• [WHAT THE TASK REQUIRES]: Omit every picture and output the rest of the records exactly as they are.

Entries with page source code
----------
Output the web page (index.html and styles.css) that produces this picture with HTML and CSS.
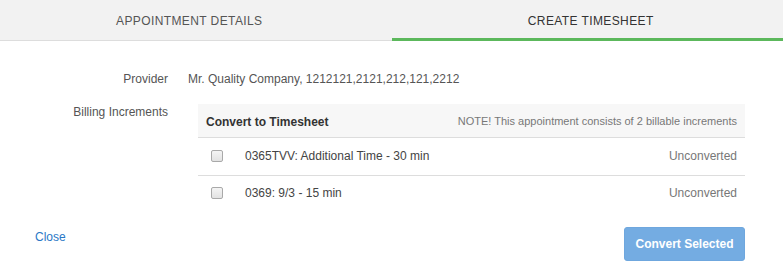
FILE: index.html
```
<!DOCTYPE html>
<html lang="en">
<head>
    <meta charset="UTF-8">
    <title>Create Timesheet</title>
    <link rel="stylesheet" href="styles.css">
</head>
<body>

    <!-- Tabs -->
    <div class="tabs">
        <a class="tab">APPOINTMENT DETAILS</a>
        <a class="tab active">CREATE TIMESHEET</a>
    </div>

    <!-- Content -->
    <div class="content">
        <div class="form-row">
            <div class="label">Provider</div>
            <div class="value">Mr. Quality Company, 1212121,2121,212,121,2212</div>
        </div>

        <div class="form-row billing">
            <div class="label">Billing Increments</div>
            <div class="increments">
                <div class="inc-header">
                    <span class="inc-title">Convert to Timesheet</span>
                    <span class="inc-note">NOTE! This appointment consists of 2 billable increments</span>
                </div>
                <div class="inc-row">
                    <input type="checkbox">
                    <span class="inc-name">0365TVV: Additional Time - 30 min</span>
                    <span class="inc-status">Unconverted</span>
                </div>
                <div class="inc-row">
                    <input type="checkbox">
                    <span class="inc-name">0369: 9/3 - 15 min</span>
                    <span class="inc-status">Unconverted</span>
                </div>
            </div>
        </div>
    </div>

    <!-- Footer -->
    <div class="footer">
        <a href="#" class="close-link">Close</a>
        <button class="btn-convert" disabled>Convert Selected</button>
    </div>

</body>
</html>
```

FILE: styles.css
```
/* General Styles */
* {
    margin: 0;
    padding: 0;
    box-sizing: border-box;
}

body {
    font-family: "Liberation Sans", Arial, sans-serif;
    font-size: 12px;
    color: #555;
    background-color: #fff;
}

/* Tabs */
.tabs {
    display: flex;
    height: 41px;
    background-color: #f2f2f2;
    border-bottom: 1px solid #ddd;
}

.tab {
    flex: 0 0 50%;
    display: flex;
    align-items: center;
    justify-content: center;
    font-size: 12px;
    color: #555;
    padding: 1px 13px 0 0;
    letter-spacing: 0.4px;
}

.tab.active {
    color: #333;
    border-bottom: 3px solid #5cb85c;
    margin-bottom: -1px;
    padding: 4px 0 0 7px;
}

/* Content */
.content {
    padding: 30px 38px 0 0;
}

.form-row {
    display: flex;
}

.label {
    flex-shrink: 0;
    width: 168px;
    text-align: right;
    line-height: 17px;
}

.value {
    margin-left: 20px;
    line-height: 17px;
}

.billing {
    margin-top: 16px;
}

.increments {
    flex: 1;
    margin-left: 30px;
}

.inc-header {
    display: flex;
    justify-content: space-between;
    align-items: center;
    height: 34px;
    padding: 0 8px;
    background-color: #f7f7f7;
    border-bottom: 1px solid #ddd;
}

.inc-title {
    font-weight: bold;
    color: #333;
    padding-top: 2px;
}

.inc-note {
    font-size: 11px;
    color: #777;
}

.inc-row {
    display: flex;
    align-items: center;
    height: 38px;
    padding: 0 8px 2px 13px;
    border-bottom: 1px solid #ddd;
}

.inc-row:last-child {
    border-bottom: none;
    height: 33px;
    padding-bottom: 0;
}

.inc-row input {
    appearance: none;
    -webkit-appearance: none;
    width: 12px;
    height: 12px;
    margin: 1px 22px 0 0;
    border: 1px solid #a9a9a9;
    border-radius: 2px;
    background: linear-gradient(#f4f4f4, #e2e2e2);
}

.inc-name {
    flex: 1;
    color: #444;
}

.inc-status {
    color: #777;
}

/* Footer */
.footer {
    display: flex;
    justify-content: space-between;
    align-items: flex-start;
    padding: 20px 38px 0 35px;
}

.close-link {
    color: #2a78c6;
    text-decoration: none;
    margin-top: 1px;
}

.btn-convert {
    width: 121px;
    height: 34px;
    font-family: "Liberation Sans", Arial, sans-serif;
    font-size: 12px;
    font-weight: bold;
    color: #fff;
    background-color: #74ace2;
    border: 1px solid #6fa7de;
    border-radius: 3px;
    margin-top: -2px;
}
```
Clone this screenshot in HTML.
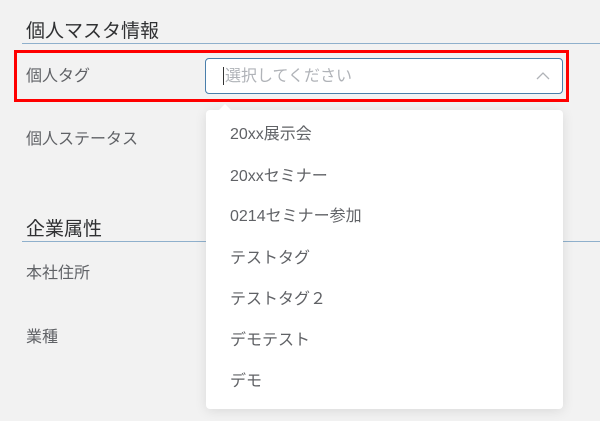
<!DOCTYPE html>
<html><head><meta charset="utf-8"><style>
body{margin:0;width:600px;height:421px;background:#f2f2f2;position:relative;overflow:hidden;font-family:"Liberation Sans","Noto Sans CJK JP",sans-serif;}
.a{position:absolute;white-space:nowrap;line-height:1}
.h{font-size:19px;color:#303133}
.l{font-size:16px;color:#606266}
.line{position:absolute;left:22px;right:0;height:1px;background:#8fb0cc}
.red{position:absolute;left:14px;top:50px;width:549px;height:46px;border:3px solid #f00}
.inp{position:absolute;left:205px;top:58px;width:356px;height:34px;border:1px solid #4a7fab;border-radius:4px;background:#fff}
.dd{position:absolute;left:206px;top:110px;width:357px;height:299px;background:#fff;border-radius:4px;box-shadow:0 2px 12px rgba(0,0,0,.1)}
.it{position:absolute;left:24px;font-size:16px;color:#606266;line-height:1}
</style></head><body>
<div class="a h" style="left:26px;top:22px">個人マスタ情報</div>
<div class="line" style="top:43px"></div>
<div class="red"></div>
<div class="a l" style="left:26px;top:69px">個人タグ</div>
<div class="inp">
<div class="a" style="left:17px;top:8px;width:1px;height:18px;background:#333"></div>
<div class="a" style="left:19px;top:10px;font-size:16px;color:#b0b3b8">選択してください</div>
<svg style="position:absolute;left:330px;top:12px" width="14" height="10"><path d="M1 8 L7 2 L13 8" fill="none" stroke="#b0b3b8" stroke-width="1.3"/></svg>
</div>
<div class="a l" style="left:26px;top:132px">個人ステータス</div>
<div class="a h" style="left:26px;top:220px">企業属性</div>
<div class="line" style="top:241px"></div>
<div class="a l" style="left:26px;top:266px">本社住所</div>
<div class="a l" style="left:26px;top:330px">業種</div>
<div class="dd">
<div style="position:absolute;left:13px;top:-6px;width:0;height:0;border-left:6px solid transparent;border-right:6px solid transparent;border-bottom:6px solid #fff"></div>
<div class="it" style="top:17px">20xx展示会</div>
<div class="it" style="top:59px">20xxセミナー</div>
<div class="it" style="top:99px">0214セミナー参加</div>
<div class="it" style="top:141px">テストタグ</div>
<div class="it" style="top:182px">テストタグ２</div>
<div class="it" style="top:223px">デモテスト</div>
<div class="it" style="top:264px">デモ</div>
</div>
</body></html>
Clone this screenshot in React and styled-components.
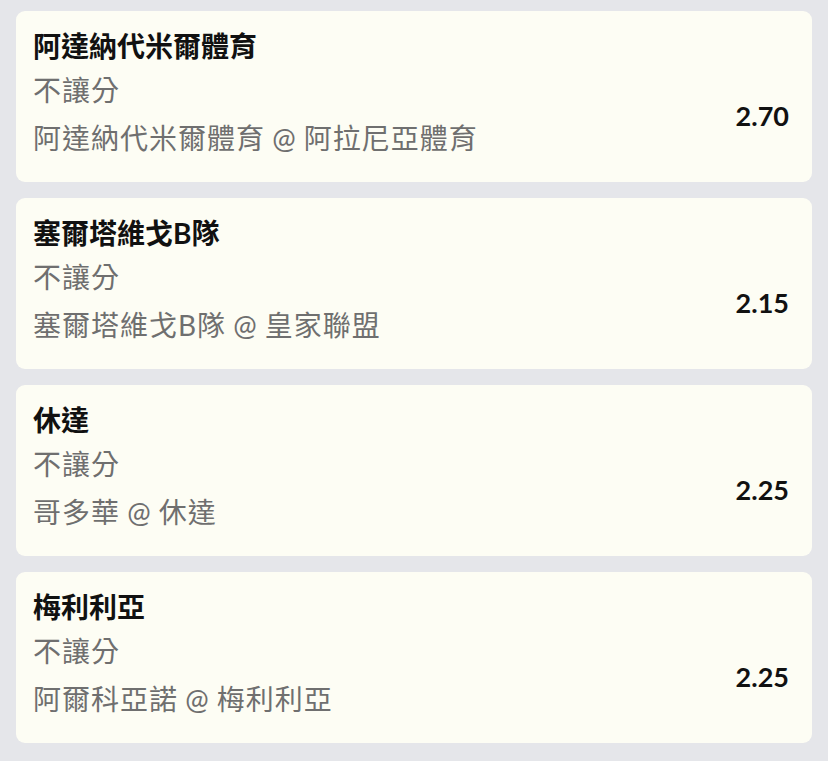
----------
• [ANSWER TO THIS EXERCISE]:
Output the web page (index.html and styles.css) that produces this picture with HTML and CSS.
FILE: index.html
```
<!DOCTYPE html>
<html lang="en">
<head>
    <meta charset="UTF-8">
    <title>Create Timesheet</title>
    <link rel="stylesheet" href="styles.css">
</head>
<body>

    <!-- Tabs -->
    <div class="tabs">
        <a class="tab">APPOINTMENT DETAILS</a>
        <a class="tab active">CREATE TIMESHEET</a>
    </div>

    <!-- Content -->
    <div class="content">
        <div class="form-row">
            <div class="label">Provider</div>
            <div class="value">Mr. Quality Company, 1212121,2121,212,121,2212</div>
        </div>

        <div class="form-row billing">
            <div class="label">Billing Increments</div>
            <div class="increments">
                <div class="inc-header">
                    <span class="inc-title">Convert to Timesheet</span>
                    <span class="inc-note">NOTE! This appointment consists of 2 billable increments</span>
                </div>
                <div class="inc-row">
                    <input type="checkbox">
                    <span class="inc-name">0365TVV: Additional Time - 30 min</span>
                    <span class="inc-status">Unconverted</span>
                </div>
                <div class="inc-row">
                    <input type="checkbox">
                    <span class="inc-name">0369: 9/3 - 15 min</span>
                    <span class="inc-status">Unconverted</span>
                </div>
            </div>
        </div>
    </div>

    <!-- Footer -->
    <div class="footer">
        <a href="#" class="close-link">Close</a>
        <button class="btn-convert" disabled>Convert Selected</button>
    </div>

</body>
</html>
```

FILE: styles.css
```
/* General Styles */
* {
    margin: 0;
    padding: 0;
    box-sizing: border-box;
}

body {
    font-family: "Liberation Sans", Arial, sans-serif;
    font-size: 12px;
    color: #555;
    background-color: #fff;
}

/* Tabs */
.tabs {
    display: flex;
    height: 41px;
    background-color: #f2f2f2;
    border-bottom: 1px solid #ddd;
}

.tab {
    flex: 0 0 50%;
    display: flex;
    align-items: center;
    justify-content: center;
    font-size: 12px;
    color: #555;
    padding: 1px 13px 0 0;
    letter-spacing: 0.4px;
}

.tab.active {
    color: #333;
    border-bottom: 3px solid #5cb85c;
    margin-bottom: -1px;
    padding: 4px 0 0 7px;
}

/* Content */
.content {
    padding: 30px 38px 0 0;
}

.form-row {
    display: flex;
}

.label {
    flex-shrink: 0;
    width: 168px;
    text-align: right;
    line-height: 17px;
}

.value {
    margin-left: 20px;
    line-height: 17px;
}

.billing {
    margin-top: 16px;
}

.increments {
    flex: 1;
    margin-left: 30px;
}

.inc-header {
    display: flex;
    justify-content: space-between;
    align-items: center;
    height: 34px;
    padding: 0 8px;
    background-color: #f7f7f7;
    border-bottom: 1px solid #ddd;
}

.inc-title {
    font-weight: bold;
    color: #333;
    padding-top: 2px;
}

.inc-note {
    font-size: 11px;
    color: #777;
}

.inc-row {
    display: flex;
    align-items: center;
    height: 38px;
    padding: 0 8px 2px 13px;
    border-bottom: 1px solid #ddd;
}

.inc-row:last-child {
    border-bottom: none;
    height: 33px;
    padding-bottom: 0;
}

.inc-row input {
    appearance: none;
    -webkit-appearance: none;
    width: 12px;
    height: 12px;
    margin: 1px 22px 0 0;
    border: 1px solid #a9a9a9;
    border-radius: 2px;
    background: linear-gradient(#f4f4f4, #e2e2e2);
}

.inc-name {
    flex: 1;
    color: #444;
}

.inc-status {
    color: #777;
}

/* Footer */
.footer {
    display: flex;
    justify-content: space-between;
    align-items: flex-start;
    padding: 20px 38px 0 35px;
}

.close-link {
    color: #2a78c6;
    text-decoration: none;
    margin-top: 1px;
}

.btn-convert {
    width: 121px;
    height: 34px;
    font-family: "Liberation Sans", Arial, sans-serif;
    font-size: 12px;
    font-weight: bold;
    color: #fff;
    background-color: #74ace2;
    border: 1px solid #6fa7de;
    border-radius: 3px;
    margin-top: -2px;
}
```
Clone this screenshot in HTML.
<!DOCTYPE html>
<html><head><meta charset="utf-8"><style>
body{margin:0;width:600px;height:421px;background:#f2f2f2;position:relative;overflow:hidden;font-family:"Liberation Sans","Noto Sans CJK JP",sans-serif;}
.a{position:absolute;white-space:nowrap;line-height:1}
.h{font-size:19px;color:#303133}
.l{font-size:16px;color:#606266}
.line{position:absolute;left:22px;right:0;height:1px;background:#8fb0cc}
.red{position:absolute;left:14px;top:50px;width:549px;height:46px;border:3px solid #f00}
.inp{position:absolute;left:205px;top:58px;width:356px;height:34px;border:1px solid #4a7fab;border-radius:4px;background:#fff}
.dd{position:absolute;left:206px;top:110px;width:357px;height:299px;background:#fff;border-radius:4px;box-shadow:0 2px 12px rgba(0,0,0,.1)}
.it{position:absolute;left:24px;font-size:16px;color:#606266;line-height:1}
</style></head><body>
<div class="a h" style="left:26px;top:22px">個人マスタ情報</div>
<div class="line" style="top:43px"></div>
<div class="red"></div>
<div class="a l" style="left:26px;top:69px">個人タグ</div>
<div class="inp">
<div class="a" style="left:17px;top:8px;width:1px;height:18px;background:#333"></div>
<div class="a" style="left:19px;top:10px;font-size:16px;color:#b0b3b8">選択してください</div>
<svg style="position:absolute;left:330px;top:12px" width="14" height="10"><path d="M1 8 L7 2 L13 8" fill="none" stroke="#b0b3b8" stroke-width="1.3"/></svg>
</div>
<div class="a l" style="left:26px;top:132px">個人ステータス</div>
<div class="a h" style="left:26px;top:220px">企業属性</div>
<div class="line" style="top:241px"></div>
<div class="a l" style="left:26px;top:266px">本社住所</div>
<div class="a l" style="left:26px;top:330px">業種</div>
<div class="dd">
<div style="position:absolute;left:13px;top:-6px;width:0;height:0;border-left:6px solid transparent;border-right:6px solid transparent;border-bottom:6px solid #fff"></div>
<div class="it" style="top:17px">20xx展示会</div>
<div class="it" style="top:59px">20xxセミナー</div>
<div class="it" style="top:99px">0214セミナー参加</div>
<div class="it" style="top:141px">テストタグ</div>
<div class="it" style="top:182px">テストタグ２</div>
<div class="it" style="top:223px">デモテスト</div>
<div class="it" style="top:264px">デモ</div>
</div>
</body></html>
Clone this screenshot in React and styled-components.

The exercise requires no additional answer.